From a comfortable life in Washington D.C., Dean’s becomes a living hell. He suspects nothing, wonders why he is being targeted. For half the movie he does not realise that he has the damn tape. His infidelities, his finances, even the security of a home, all turn to ash overnight. Then, after contacting his mistress, he finds her slain. He meets the elusive Brill (Hackman), who points out the bugs. Initially reluctant to help, they join forces. Their decision to tandem reminds me of the adage ‘It takes two to tango.’ Dean was drowning against a torrent of villains, when Brill’s helping hand saved the day.
It’s definitely one of action producer, Jerry Bruckheimer’s, better efforts. Many would argue that many of his movies are all loud bangs and have little to no story and character development at all. Well, this is a notable exception. A man is out for justice, eager to reclaim all that he’s lost. Dean must operate around the law, and a cloaked enemy hunts for him. Worst of all, this could happen to anyone. However, in the movies you could indulge some more: there’s a happy ending to please the audiences. This was an epic conclusion, complete with the mafia and pushy government types going toe-to-toe.
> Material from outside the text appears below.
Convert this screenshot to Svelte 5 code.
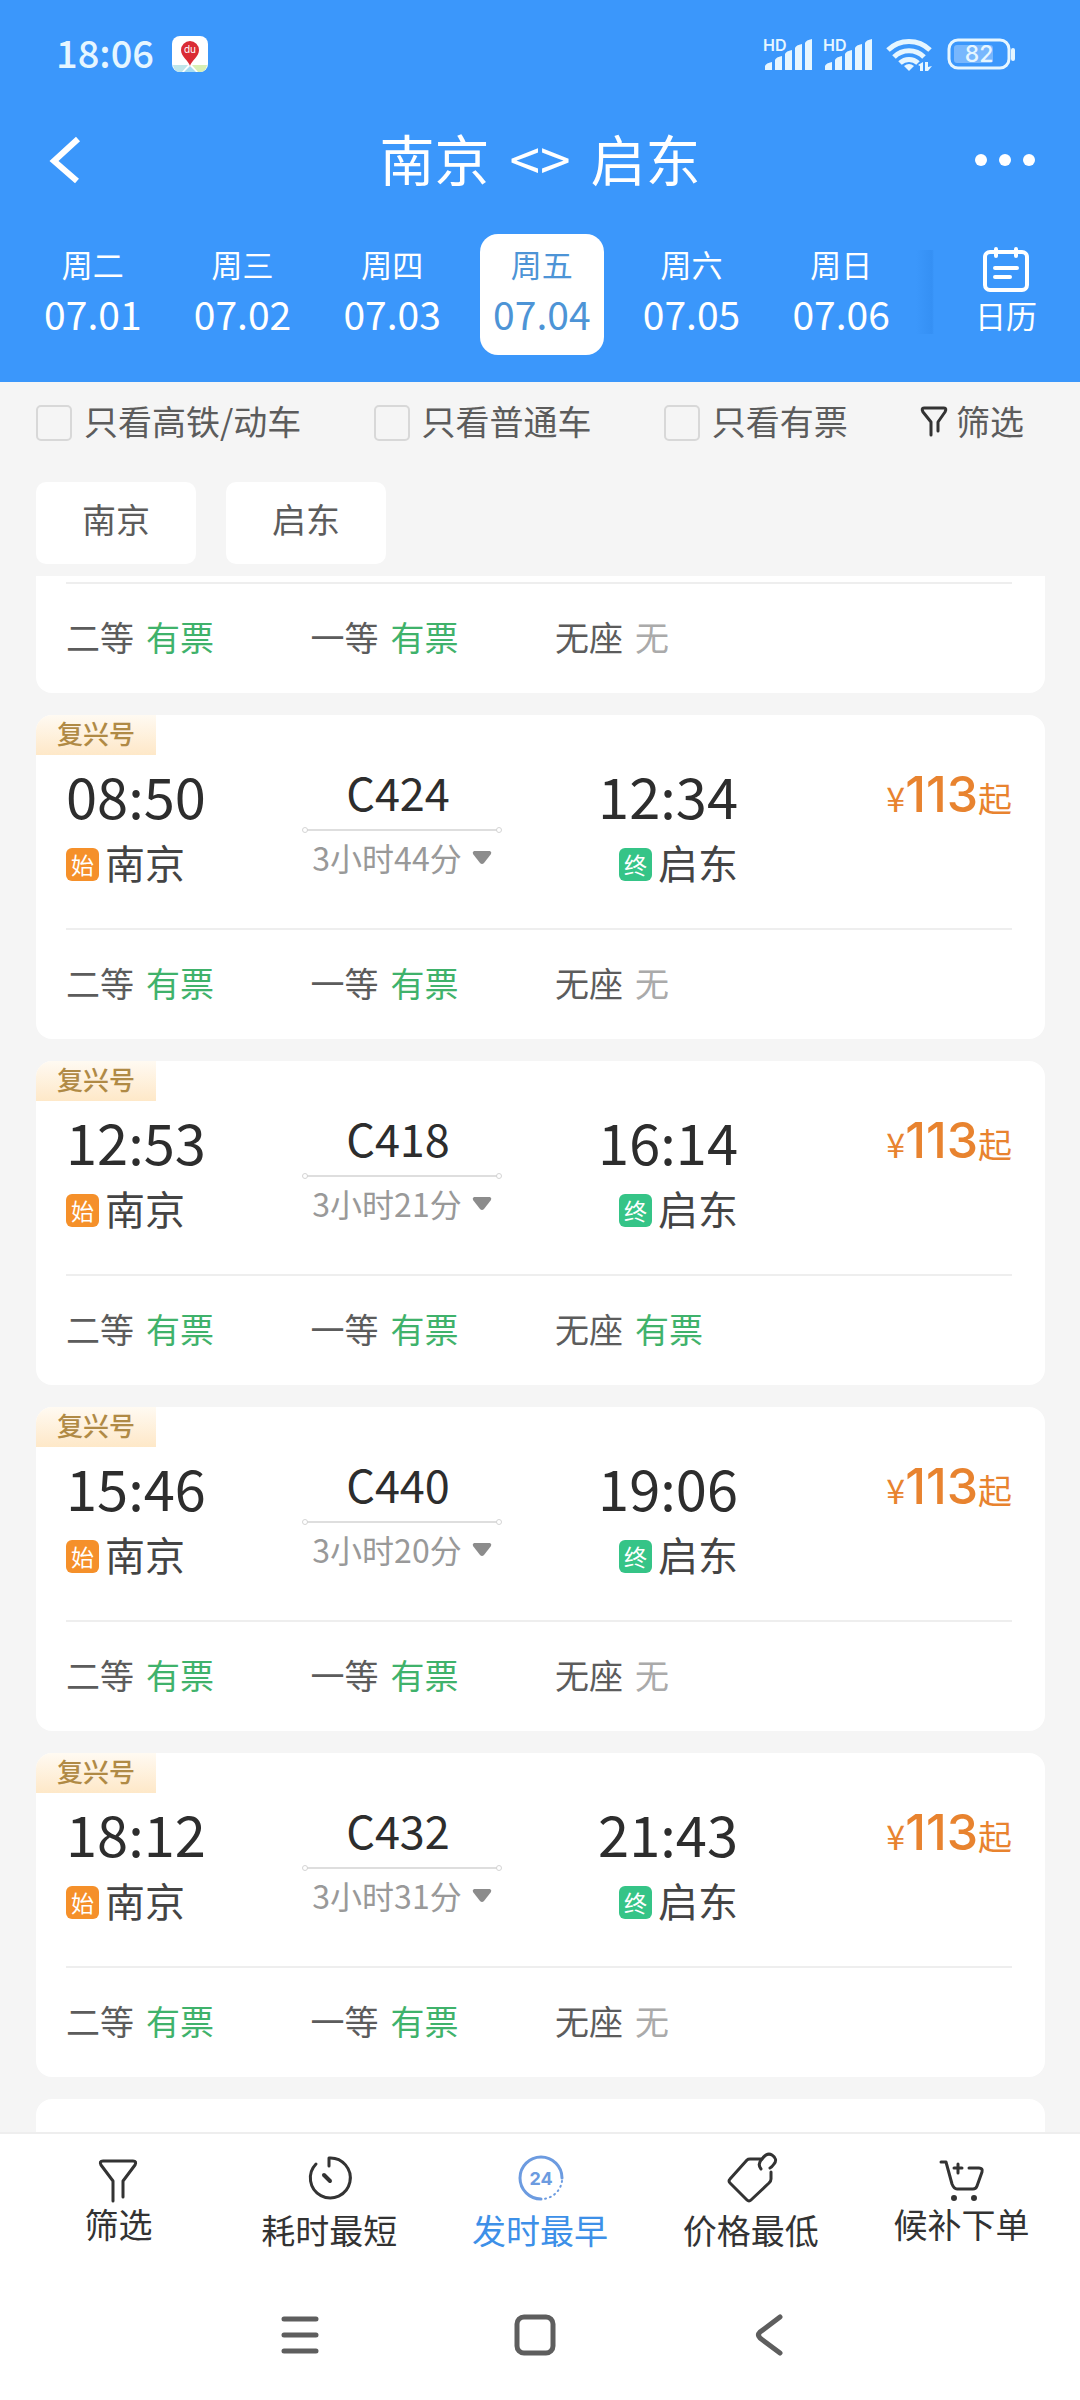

Hopefully, our trial lawyer is still left standing after all the carnage.
I was kinda perturbed that Brill was a cat person. However, Dean may not succeed without his aid. Together, they manage to turn the tables on the baddies. Whatever the goons did, they could do better. Dean makes a big mistake, and the enemy was able to get their location. With all the Facebook debacle, Edward Snowden files, and wizard technology, our online footprint is growing more and more. We are all Attorney Deans. This movie showed the ills of big companies and flawed governments. The picture also reveals the consequence of a resourceful mind. There were many instances in the film where the light was almost extinguished, but Dean played his cards right. Most importantly, he found the right person to help him. In a way, the movie reminds me of a later Will Smith production, The Pursuit of Happyness. He was thrown into similar drab instances, but through sheer determination, he was able to see the light. Jack Black and Jason Lee also have limited roles in this one. A fine picture, Enemy held my attention for most of the two hours. Thank you for the recommendation.